• Exercise task: Identify and reproduce every line holding the string "index".

• Exercise material:
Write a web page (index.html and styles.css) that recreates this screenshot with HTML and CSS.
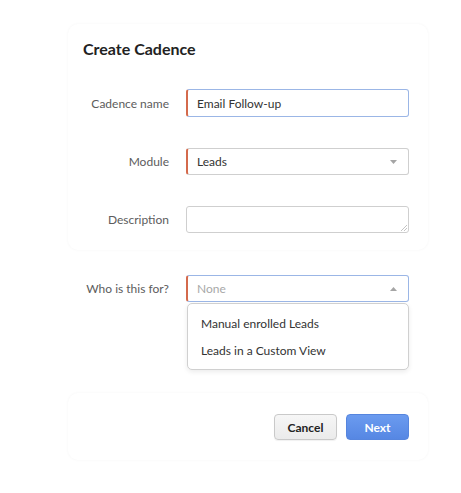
FILE: index.html
```html
<!DOCTYPE html>
<html>
<head>
<meta charset="utf-8">
<link rel="stylesheet" href="styles.css">
</head>
<body>
<div class="page">
  <section class="panel panel-top">
    <h1 class="title">Create Cadence</h1>
    <div class="row row-first">
      <label class="label">Cadence name</label>
      <div class="field field-text mandatory focused">Email Follow-up</div>
    </div>
    <div class="row">
      <label class="label">Module</label>
      <div class="field field-select mandatory">
        <span>Leads</span>
        <svg class="caret" width="7" height="4" viewBox="0 0 7 4"><path d="M0 0H7L3.5 4Z" fill="#a5a5a5"/></svg>
      </div>
    </div>
    <div class="row">
      <label class="label">Description</label>
      <div class="field field-area">
        <svg class="grip" width="7" height="7" viewBox="0 0 7 7"><path d="M7 1L1 7M7 4L4 7" stroke="#bdbdbd" stroke-width="0.9"/></svg>
      </div>
    </div>
  </section>

  <section class="middle">
    <div class="row">
      <label class="label">Who is this for?</label>
      <div class="combo">
        <div class="field field-select mandatory focused">
          <span class="placeholder">None</span>
          <svg class="caret" width="7" height="4" viewBox="0 0 7 4"><path d="M0 4H7L3.5 0Z" fill="#a5a5a5"/></svg>
        </div>
        <ul class="menu">
          <li class="menu-item">Manual enrolled Leads</li>
          <li class="menu-item">Leads in a Custom View</li>
        </ul>
      </div>
    </div>
  </section>

  <section class="panel panel-foot">
    <button class="btn btn-cancel">Cancel</button>
    <button class="btn btn-next">Next</button>
  </section>
</div>
</body>
</html>
```
FILE: styles.css
```css
html, body {
  margin: 0;
  padding: 0;
  background: #ffffff;
}
body {
  font-family: Lato, "Open Sans", sans-serif;
  width: 461px;
  height: 493px;
  overflow: hidden;
}
.page {
  padding: 24px 0 0 68px;
  width: 360px;
}
.panel {
  background: #fff;
  border-radius: 10px;
  box-shadow: 0 0 3px rgba(0, 0, 0, 0.045);
  box-sizing: border-box;
}
.panel-top {
  height: 226px;
  padding: 15px 19px 0 0;
}
.title {
  margin: 0 0 30px 15px;
  font-size: 16px;
  line-height: 20px;
  font-weight: 700;
  color: #222;
}
.row {
  display: flex;
  align-items: center;
  margin-top: 31px;
}
.row-first {
  margin-top: 0;
}
.label {
  width: 101px;
  text-align: right;
  font-size: 12px;
  color: #5c5c5c;
  margin-right: 17px;
  flex: none;
}
.field {
  box-sizing: border-box;
  width: 223px;
  height: 27px;
  border: 1px solid #cfcfcf;
  border-radius: 3px;
  background: #fff;
  display: flex;
  align-items: center;
  padding: 0 11px 0 9px;
  font-size: 12px;
  color: #333;
}
.field-text {
  height: 28px;
}
.mandatory {
  border-left: 2px solid #d46a4c;
}
.focused {
  border-top-color: #9bb6e6;
  border-right-color: #9bb6e6;
  border-bottom-color: #9bb6e6;
}
.field-select {
  justify-content: space-between;
}
.caret {
  display: block;
}
.field-area {
  justify-content: flex-end;
  align-items: flex-end;
  padding: 0 1px 1px 0;
}
.grip {
  display: block;
}
.middle {
  height: 143px;
  padding-top: 25px;
  box-sizing: border-box;
}
.middle .row {
  margin-top: 0;
  align-items: flex-start;
}
.middle .label {
  line-height: 27px;
}
.combo {
  position: relative;
}
.placeholder {
  color: #a8a8a8;
}
.menu {
  position: absolute;
  top: 28px;
  left: 1px;
  width: 222px;
  height: 67px;
  box-sizing: border-box;
  margin: 0;
  padding: 6px 0 0 0;
  list-style: none;
  background: #fff;
  border: 1px solid #d0d0d0;
  border-radius: 5px;
  box-shadow: 0 2px 5px rgba(0, 0, 0, 0.08);
}
.menu-item {
  font-size: 12px;
  color: #333;
  padding-left: 13px;
  line-height: 27px;
}
.panel-foot {
  height: 67px;
  display: flex;
  justify-content: flex-end;
  align-items: flex-start;
  padding: 21px 19px 0 0;
  gap: 9px;
}
.btn {
  font-family: Lato, "Open Sans", sans-serif;
  font-size: 12px;
  font-weight: 700;
  height: 26px;
  width: 63px;
  border-radius: 4px;
  cursor: pointer;
  padding: 0;
}
.btn-cancel {
  background: linear-gradient(#f6f6f6, #ebebeb);
  border: 1px solid #c9c9c9;
  color: #222;
  box-shadow: 0 1px 1px rgba(0,0,0,0.06);
}
.btn-next {
  background: linear-gradient(#6b9bef, #5687e3);
  border: 1px solid #5685de;
  color: #fff;
}
```
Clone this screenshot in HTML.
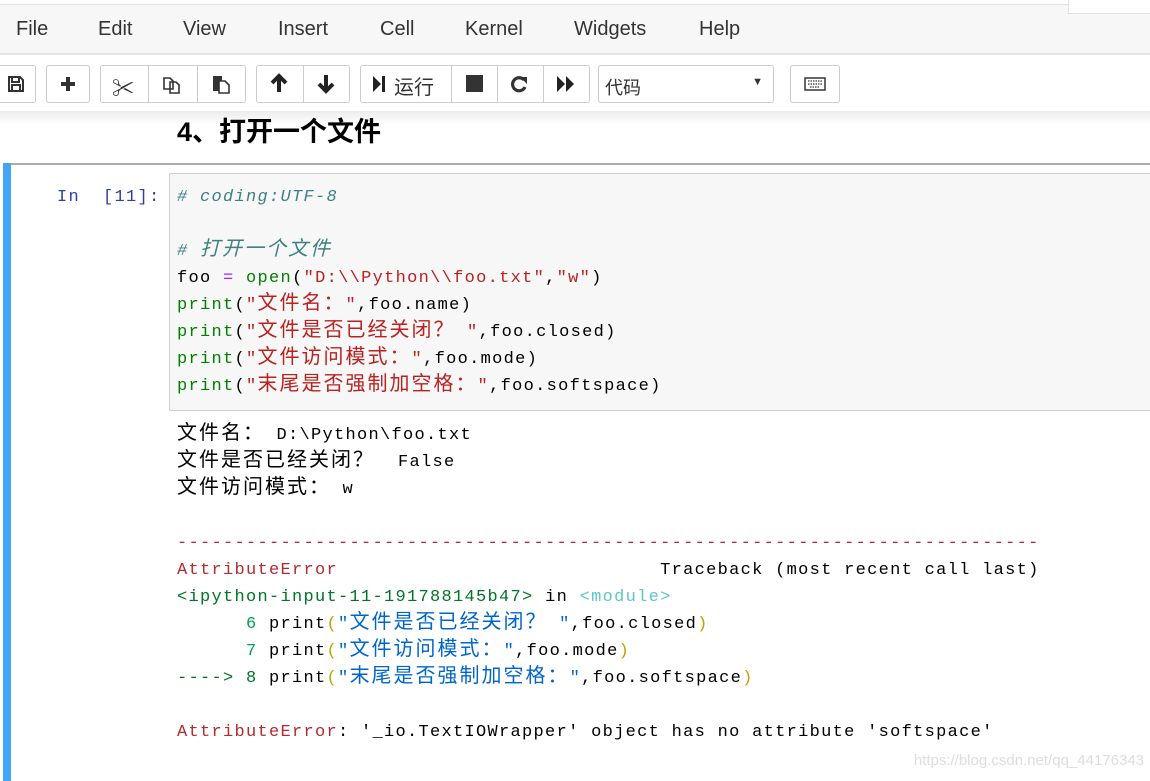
<!DOCTYPE html>
<html><head><meta charset="utf-8"><style>
*{margin:0;padding:0;box-sizing:border-box}
body{width:1150px;height:781px;overflow:hidden;background:#fff;font-family:"Liberation Sans","Noto Sans CJK SC",sans-serif;position:relative}
.abs{position:absolute}
#topline{left:0;top:4px;width:1068px;height:1px;background:#e0e0e0}
#tr{left:1068px;top:0;width:82px;height:14px;border-left:1px solid #e0e0e0;border-bottom:1px solid #e0e0e0;background:#fff;z-index:3}
#menu{left:0;top:5px;width:1150px;height:50px;background:#f7f7f7;border-bottom:2px solid #e5e5e5}
.mi{position:absolute;top:13px;font-size:20px;color:#333}
.btn{position:absolute;top:65px;height:38px;border:1px solid #ccc;border-radius:3px;background:#fff;display:flex;align-items:center;justify-content:center;color:#333}
.sep{position:absolute;top:65px;width:1px;height:38px;background:#ccc}
#shadow{left:0;top:111px;width:1150px;height:14px;background:linear-gradient(#ececec,#fff)}
h1{position:absolute;left:177px;top:110px;font-size:27px;font-weight:bold;color:#000;font-family:"Liberation Sans","Noto Sans CJK SC",sans-serif}
#cellbar{left:3px;top:163px;width:8px;height:618px;background:#42a5f5}
#celltop{left:11px;top:163px;width:1139px;height:2px;background:#ababab}
#in{left:169px;top:173px;width:990px;height:238px;border:1px solid #cfcfcf;background:#f7f7f7;border-radius:2px}
.mono{font-family:"Liberation Mono","Noto Sans CJK SC",monospace;font-size:17px;letter-spacing:1.3px;line-height:27px;white-space:pre}
.z{font-size:20px;letter-spacing:2px;line-height:20px}
#prompt{left:57px;top:184px;color:#303f9f}
#code{left:177px;top:184px;color:#000}
#out{left:177px;top:422px;color:#000}
.c{color:#408080;font-style:italic}.k{color:#008000}.s{color:#ba2121}.o{color:#aa22ff}
.r{color:#b22b31}.g{color:#007427}.cy{color:#60c6c8}.bl{color:#0065ca}.ye{color:#c4a000}.gg{color:#00a250}
#wm{right:6px;top:752px;font-size:15px;color:#ddd}
</style></head><body>
<div class="abs" id="topline"></div><div class="abs" id="tr"></div>
<div class="abs" id="menu">
<span class="mi" style="left:16px">File</span><span class="mi" style="left:98px">Edit</span><span class="mi" style="left:183px">View</span><span class="mi" style="left:278px">Insert</span><span class="mi" style="left:380px">Cell</span><span class="mi" style="left:465px">Kernel</span><span class="mi" style="left:574px">Widgets</span><span class="mi" style="left:699px">Help</span>
</div>
<div class="btn" style="left:-4px;width:40px"><svg width="18" height="18" viewBox="0 0 18 18"><path d="M2 2h11l3 3v11H2z M5 2v5h7V2 M5 16v-6h8v6" fill="none" stroke="#333" stroke-width="2"/></svg></div>
<div class="btn" style="left:46px;width:44px"><svg width="16" height="16"><path d="M8 1v14M1 8h14" stroke="#333" stroke-width="4"/></svg></div>
<div class="btn" style="left:100px;width:146px"></div>
<div class="sep" style="left:148px"></div><div class="sep" style="left:197px"></div>
<div class="abs" style="left:112px;top:71px;font-size:22px;color:#333">✂</div>
<svg class="abs" style="left:162px;top:74px" width="20" height="20"><path d="M2 4h6l3 3v8H2z M8 8h6l3 3v8H8z" fill="#fff" stroke="#333" stroke-width="1.6"/></svg>
<svg class="abs" style="left:211px;top:74px" width="20" height="20"><path d="M2 2h9v15H2z" fill="#333"/><path d="M8 7h6l4 4v8H8z" fill="#fff" stroke="#333" stroke-width="1.6"/></svg>
<div class="btn" style="left:256px;width:94px"></div><div class="sep" style="left:303px"></div>
<svg class="abs" style="left:269px;top:73px" width="20" height="22"><path d="M10 19V4M3 10l7-7 7 7" fill="none" stroke="#222" stroke-width="4"/></svg>
<svg class="abs" style="left:316px;top:73px" width="20" height="22"><path d="M10 2v15M3 11l7 7 7-7" fill="none" stroke="#222" stroke-width="4"/></svg>
<div class="btn" style="left:360px;width:230px"></div>
<div class="sep" style="left:451px"></div><div class="sep" style="left:497px"></div><div class="sep" style="left:543px"></div>
<svg class="abs" style="left:372px;top:75px" width="14" height="18"><path d="M1 1l8 8-8 8z" fill="#222"/><rect x="10" y="1" width="3" height="16" fill="#222"/></svg>
<div class="abs" style="left:394px;top:71px;font-size:20px;color:#333;font-family:'Noto Sans CJK SC',sans-serif">运行</div>
<div class="abs" style="left:466px;top:75px;width:17px;height:17px;background:#333"></div>
<svg class="abs" style="left:510px;top:74px" width="20" height="20"><path d="M14 6A6.5 6.5 0 1 0 15 13" fill="none" stroke="#333" stroke-width="3.2"/><path d="M10 3h7v7z" fill="#333"/></svg>
<svg class="abs" style="left:556px;top:75px" width="20" height="18"><path d="M1 1l8 8-8 8zM10 1l8 8-8 8z" fill="#222"/></svg>
<div class="btn" style="left:598px;width:176px;justify-content:flex-start;padding-left:6px"><span style="font-size:18px;color:#333;font-family:'Noto Sans CJK SC',sans-serif;margin-top:6px">代码</span><span style="position:absolute;right:10px;top:10px;font-size:11px">▼</span></div>
<div class="btn" style="left:790px;width:50px"><svg width="22" height="14"><rect x="1" y="1" width="20" height="12" fill="none" stroke="#333" stroke-width="1.5"/><path d="M4 4h14M4 7h14M6 10h10" stroke="#333" stroke-width="1.3" stroke-dasharray="1.5 1"/></svg></div>
<div class="abs" id="shadow"></div>
<h1>4、打开一个文件</h1>
<div class="abs" id="cellbar"></div><div class="abs" id="celltop"></div>
<div class="abs" id="in"></div>
<div class="abs mono" id="prompt">In  [11]:</div>
<div class="abs mono" id="code"><span class="c"># coding:UTF-8</span>

<span class="c"># <span class="z">打开一个文件</span></span>
foo <span class="o">=</span> <span class="k">open</span>(<span class="s">"D:\\Python\\foo.txt"</span>,<span class="s">"w"</span>)
<span class="k">print</span>(<span class="s">"<span class="z">文件名：</span>"</span>,foo.name)
<span class="k">print</span>(<span class="s">"<span class="z">文件是否已经关闭？</span> "</span>,foo.closed)
<span class="k">print</span>(<span class="s">"<span class="z">文件访问模式：</span>"</span>,foo.mode)
<span class="k">print</span>(<span class="s">"<span class="z">末尾是否强制加空格：</span>"</span>,foo.softspace)</div>
<div class="abs mono" id="out"><span class="z">文件名：</span> D:\Python\foo.txt
<span class="z">文件是否已经关闭？</span>  False
<span class="z">文件访问模式：</span> w

<span class="r">---------------------------------------------------------------------------</span>
<span class="r">AttributeError</span>                            Traceback (most recent call last)
<span class="g">&lt;ipython-input-11-191788145b47&gt;</span> in <span class="cy">&lt;module&gt;</span>
<span class="gg">      6</span> print<span class="ye">(</span><span class="bl">"<span class="z">文件是否已经关闭？</span> "</span>,foo.closed<span class="ye">)</span>
<span class="gg">      7</span> print<span class="ye">(</span><span class="bl">"<span class="z">文件访问模式：</span>"</span>,foo.mode<span class="ye">)</span>
<span class="g">----&gt; 8</span> print<span class="ye">(</span><span class="bl">"<span class="z">末尾是否强制加空格：</span>"</span>,foo.softspace<span class="ye">)</span>

<span class="r">AttributeError</span>: '_io.TextIOWrapper' object has no attribute 'softspace'</div>
<div class="abs" id="wm">https://blog.csdn.net/qq_44176343</div>
</body></html>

• Response:
Write a web page (index.html and styles.css) that recreates this screenshot with HTML and CSS.
FILE: index.html
#tr{left:1068px;top:0;width:82px;height:14px;border-left:1px solid #e0e0e0;border-bottom:1px solid #e0e0e0;background:#fff;z-index:3}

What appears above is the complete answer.